Given request –
Reproduce the listing below without changes, except that pictures are left out.

--- Raw data ---

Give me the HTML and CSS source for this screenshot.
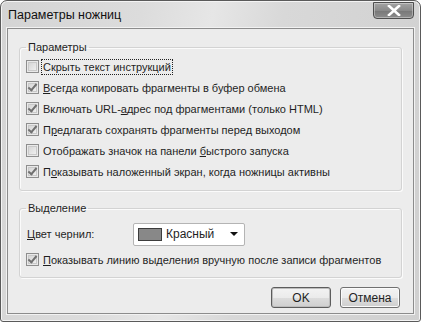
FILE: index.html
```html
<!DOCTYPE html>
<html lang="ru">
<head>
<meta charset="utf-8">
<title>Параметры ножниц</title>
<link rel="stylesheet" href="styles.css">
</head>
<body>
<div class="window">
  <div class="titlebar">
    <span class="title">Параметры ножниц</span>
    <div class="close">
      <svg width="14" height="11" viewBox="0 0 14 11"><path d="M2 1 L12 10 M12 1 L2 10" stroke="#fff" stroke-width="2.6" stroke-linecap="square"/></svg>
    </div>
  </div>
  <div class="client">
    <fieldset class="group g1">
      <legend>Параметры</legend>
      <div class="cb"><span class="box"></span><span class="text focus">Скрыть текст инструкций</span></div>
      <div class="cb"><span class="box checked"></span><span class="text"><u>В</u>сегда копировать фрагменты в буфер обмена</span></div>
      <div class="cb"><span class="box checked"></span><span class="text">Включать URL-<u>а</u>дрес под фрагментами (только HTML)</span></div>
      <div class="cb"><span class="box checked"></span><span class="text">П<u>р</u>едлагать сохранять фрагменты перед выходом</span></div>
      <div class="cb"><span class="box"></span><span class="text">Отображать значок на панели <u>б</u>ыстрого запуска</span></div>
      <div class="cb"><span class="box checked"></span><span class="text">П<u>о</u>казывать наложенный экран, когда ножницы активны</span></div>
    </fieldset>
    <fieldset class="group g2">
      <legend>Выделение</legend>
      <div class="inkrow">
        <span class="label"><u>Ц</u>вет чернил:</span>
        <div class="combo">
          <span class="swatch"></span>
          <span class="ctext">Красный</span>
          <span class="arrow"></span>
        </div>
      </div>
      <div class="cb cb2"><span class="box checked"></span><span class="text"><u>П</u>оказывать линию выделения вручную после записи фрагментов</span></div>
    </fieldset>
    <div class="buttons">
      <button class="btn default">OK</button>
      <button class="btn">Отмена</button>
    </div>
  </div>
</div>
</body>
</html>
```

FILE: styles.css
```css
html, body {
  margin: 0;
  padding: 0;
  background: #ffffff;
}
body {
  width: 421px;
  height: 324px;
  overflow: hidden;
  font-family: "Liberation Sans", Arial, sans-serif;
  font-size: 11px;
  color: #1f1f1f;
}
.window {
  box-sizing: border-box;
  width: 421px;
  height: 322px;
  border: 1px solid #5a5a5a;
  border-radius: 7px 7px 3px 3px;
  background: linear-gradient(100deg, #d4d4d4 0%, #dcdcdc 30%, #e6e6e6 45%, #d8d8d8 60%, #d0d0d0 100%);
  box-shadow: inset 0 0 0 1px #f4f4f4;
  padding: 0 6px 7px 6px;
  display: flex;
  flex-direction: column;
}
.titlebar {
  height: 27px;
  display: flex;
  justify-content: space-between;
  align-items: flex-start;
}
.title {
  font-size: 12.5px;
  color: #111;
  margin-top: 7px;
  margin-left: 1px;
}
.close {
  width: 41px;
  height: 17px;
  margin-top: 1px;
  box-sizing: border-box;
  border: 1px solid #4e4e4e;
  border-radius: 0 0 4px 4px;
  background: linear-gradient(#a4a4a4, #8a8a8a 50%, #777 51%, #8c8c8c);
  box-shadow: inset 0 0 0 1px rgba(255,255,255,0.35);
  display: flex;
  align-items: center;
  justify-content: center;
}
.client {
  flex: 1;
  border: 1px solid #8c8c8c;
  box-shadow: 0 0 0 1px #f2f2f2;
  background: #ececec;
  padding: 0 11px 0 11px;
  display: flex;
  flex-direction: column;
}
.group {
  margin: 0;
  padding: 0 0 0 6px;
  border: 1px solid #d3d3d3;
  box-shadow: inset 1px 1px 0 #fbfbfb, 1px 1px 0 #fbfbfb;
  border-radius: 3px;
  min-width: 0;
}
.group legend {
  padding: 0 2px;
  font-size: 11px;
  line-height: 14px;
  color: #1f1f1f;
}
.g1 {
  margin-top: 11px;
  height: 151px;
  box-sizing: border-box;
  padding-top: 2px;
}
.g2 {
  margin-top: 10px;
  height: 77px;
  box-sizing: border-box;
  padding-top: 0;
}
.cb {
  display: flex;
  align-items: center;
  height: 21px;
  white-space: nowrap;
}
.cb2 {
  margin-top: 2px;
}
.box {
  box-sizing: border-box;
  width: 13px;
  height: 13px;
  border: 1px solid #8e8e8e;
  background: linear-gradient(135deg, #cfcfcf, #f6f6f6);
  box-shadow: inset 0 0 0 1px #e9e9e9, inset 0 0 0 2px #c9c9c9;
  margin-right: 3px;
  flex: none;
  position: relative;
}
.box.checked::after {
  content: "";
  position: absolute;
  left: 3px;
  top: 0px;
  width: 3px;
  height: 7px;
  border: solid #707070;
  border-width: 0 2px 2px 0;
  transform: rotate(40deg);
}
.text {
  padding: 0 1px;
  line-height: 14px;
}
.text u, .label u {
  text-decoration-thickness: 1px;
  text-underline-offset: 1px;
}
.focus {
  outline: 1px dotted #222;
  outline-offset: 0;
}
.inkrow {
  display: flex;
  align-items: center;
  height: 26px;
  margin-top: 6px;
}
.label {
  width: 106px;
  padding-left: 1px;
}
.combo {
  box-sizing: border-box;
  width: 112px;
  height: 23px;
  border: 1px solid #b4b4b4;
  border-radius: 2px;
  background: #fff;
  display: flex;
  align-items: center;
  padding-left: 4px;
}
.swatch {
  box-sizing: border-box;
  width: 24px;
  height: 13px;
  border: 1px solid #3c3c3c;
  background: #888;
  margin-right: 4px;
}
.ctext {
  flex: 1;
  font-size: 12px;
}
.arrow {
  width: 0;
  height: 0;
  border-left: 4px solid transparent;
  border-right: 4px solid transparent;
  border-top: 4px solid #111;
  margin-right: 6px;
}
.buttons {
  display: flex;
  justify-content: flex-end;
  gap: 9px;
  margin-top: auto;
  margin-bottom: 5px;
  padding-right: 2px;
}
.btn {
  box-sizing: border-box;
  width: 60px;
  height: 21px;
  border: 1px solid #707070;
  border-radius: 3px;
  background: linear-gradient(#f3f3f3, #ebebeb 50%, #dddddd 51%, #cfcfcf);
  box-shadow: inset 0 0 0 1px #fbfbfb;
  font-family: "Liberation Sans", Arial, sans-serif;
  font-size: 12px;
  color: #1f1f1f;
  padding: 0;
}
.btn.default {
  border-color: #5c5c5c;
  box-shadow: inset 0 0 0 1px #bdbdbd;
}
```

---

Problem solution –
Give me the HTML and CSS source for this screenshot.
FILE: index.html
```html
<!DOCTYPE html>
<html lang="ru">
<head>
<meta charset="utf-8">
<title>Параметры ножниц</title>
<link rel="stylesheet" href="styles.css">
</head>
<body>
<div class="window">
  <div class="titlebar">
    <span class="title">Параметры ножниц</span>
    <div class="close">
      <svg width="14" height="11" viewBox="0 0 14 11"><path d="M2 1 L12 10 M12 1 L2 10" stroke="#fff" stroke-width="2.6" stroke-linecap="square"/></svg>
    </div>
  </div>
  <div class="client">
    <fieldset class="group g1">
      <legend>Параметры</legend>
      <div class="cb"><span class="box"></span><span class="text focus">Скрыть текст инструкций</span></div>
      <div class="cb"><span class="box checked"></span><span class="text"><u>В</u>сегда копировать фрагменты в буфер обмена</span></div>
      <div class="cb"><span class="box checked"></span><span class="text">Включать URL-<u>а</u>дрес под фрагментами (только HTML)</span></div>
      <div class="cb"><span class="box checked"></span><span class="text">П<u>р</u>едлагать сохранять фрагменты перед выходом</span></div>
      <div class="cb"><span class="box"></span><span class="text">Отображать значок на панели <u>б</u>ыстрого запуска</span></div>
      <div class="cb"><span class="box checked"></span><span class="text">П<u>о</u>казывать наложенный экран, когда ножницы активны</span></div>
    </fieldset>
    <fieldset class="group g2">
      <legend>Выделение</legend>
      <div class="inkrow">
        <span class="label"><u>Ц</u>вет чернил:</span>
        <div class="combo">
          <span class="swatch"></span>
          <span class="ctext">Красный</span>
          <span class="arrow"></span>
        </div>
      </div>
      <div class="cb cb2"><span class="box checked"></span><span class="text"><u>П</u>оказывать линию выделения вручную после записи фрагментов</span></div>
    </fieldset>
    <div class="buttons">
      <button class="btn default">OK</button>
      <button class="btn">Отмена</button>
    </div>
  </div>
</div>
</body>
</html>
```

FILE: styles.css
```css
html, body {
  margin: 0;
  padding: 0;
  background: #ffffff;
}
body {
  width: 421px;
  height: 324px;
  overflow: hidden;
  font-family: "Liberation Sans", Arial, sans-serif;
  font-size: 11px;
  color: #1f1f1f;
}
.window {
  box-sizing: border-box;
  width: 421px;
  height: 322px;
  border: 1px solid #5a5a5a;
  border-radius: 7px 7px 3px 3px;
  background: linear-gradient(100deg, #d4d4d4 0%, #dcdcdc 30%, #e6e6e6 45%, #d8d8d8 60%, #d0d0d0 100%);
  box-shadow: inset 0 0 0 1px #f4f4f4;
  padding: 0 6px 7px 6px;
  display: flex;
  flex-direction: column;
}
.titlebar {
  height: 27px;
  display: flex;
  justify-content: space-between;
  align-items: flex-start;
}
.title {
  font-size: 12.5px;
  color: #111;
  margin-top: 7px;
  margin-left: 1px;
}
.close {
  width: 41px;
  height: 17px;
  margin-top: 1px;
  box-sizing: border-box;
  border: 1px solid #4e4e4e;
  border-radius: 0 0 4px 4px;
  background: linear-gradient(#a4a4a4, #8a8a8a 50%, #777 51%, #8c8c8c);
  box-shadow: inset 0 0 0 1px rgba(255,255,255,0.35);
  display: flex;
  align-items: center;
  justify-content: center;
}
.client {
  flex: 1;
  border: 1px solid #8c8c8c;
  box-shadow: 0 0 0 1px #f2f2f2;
  background: #ececec;
  padding: 0 11px 0 11px;
  display: flex;
  flex-direction: column;
}
.group {
  margin: 0;
  padding: 0 0 0 6px;
  border: 1px solid #d3d3d3;
  box-shadow: inset 1px 1px 0 #fbfbfb, 1px 1px 0 #fbfbfb;
  border-radius: 3px;
  min-width: 0;
}
.group legend {
  padding: 0 2px;
  font-size: 11px;
  line-height: 14px;
  color: #1f1f1f;
}
.g1 {
  margin-top: 11px;
  height: 151px;
  box-sizing: border-box;
  padding-top: 2px;
}
.g2 {
  margin-top: 10px;
  height: 77px;
  box-sizing: border-box;
  padding-top: 0;
}
.cb {
  display: flex;
  align-items: center;
  height: 21px;
  white-space: nowrap;
}
.cb2 {
  margin-top: 2px;
}
.box {
  box-sizing: border-box;
  width: 13px;
  height: 13px;
  border: 1px solid #8e8e8e;
  background: linear-gradient(135deg, #cfcfcf, #f6f6f6);
  box-shadow: inset 0 0 0 1px #e9e9e9, inset 0 0 0 2px #c9c9c9;
  margin-right: 3px;
  flex: none;
  position: relative;
}
.box.checked::after {
  content: "";
  position: absolute;
  left: 3px;
  top: 0px;
  width: 3px;
  height: 7px;
  border: solid #707070;
  border-width: 0 2px 2px 0;
  transform: rotate(40deg);
}
.text {
  padding: 0 1px;
  line-height: 14px;
}
.text u, .label u {
  text-decoration-thickness: 1px;
  text-underline-offset: 1px;
}
.focus {
  outline: 1px dotted #222;
  outline-offset: 0;
}
.inkrow {
  display: flex;
  align-items: center;
  height: 26px;
  margin-top: 6px;
}
.label {
  width: 106px;
  padding-left: 1px;
}
.combo {
  box-sizing: border-box;
  width: 112px;
  height: 23px;
  border: 1px solid #b4b4b4;
  border-radius: 2px;
  background: #fff;
  display: flex;
  align-items: center;
  padding-left: 4px;
}
.swatch {
  box-sizing: border-box;
  width: 24px;
  height: 13px;
  border: 1px solid #3c3c3c;
  background: #888;
  margin-right: 4px;
}
.ctext {
  flex: 1;
  font-size: 12px;
}
.arrow {
  width: 0;
  height: 0;
  border-left: 4px solid transparent;
  border-right: 4px solid transparent;
  border-top: 4px solid #111;
  margin-right: 6px;
}
.buttons {
  display: flex;
  justify-content: flex-end;
  gap: 9px;
  margin-top: auto;
  margin-bottom: 5px;
  padding-right: 2px;
}
.btn {
  box-sizing: border-box;
  width: 60px;
  height: 21px;
  border: 1px solid #707070;
  border-radius: 3px;
  background: linear-gradient(#f3f3f3, #ebebeb 50%, #dddddd 51%, #cfcfcf);
  box-shadow: inset 0 0 0 1px #fbfbfb;
  font-family: "Liberation Sans", Arial, sans-serif;
  font-size: 12px;
  color: #1f1f1f;
  padding: 0;
}
.btn.default {
  border-color: #5c5c5c;
  box-shadow: inset 0 0 0 1px #bdbdbd;
}
```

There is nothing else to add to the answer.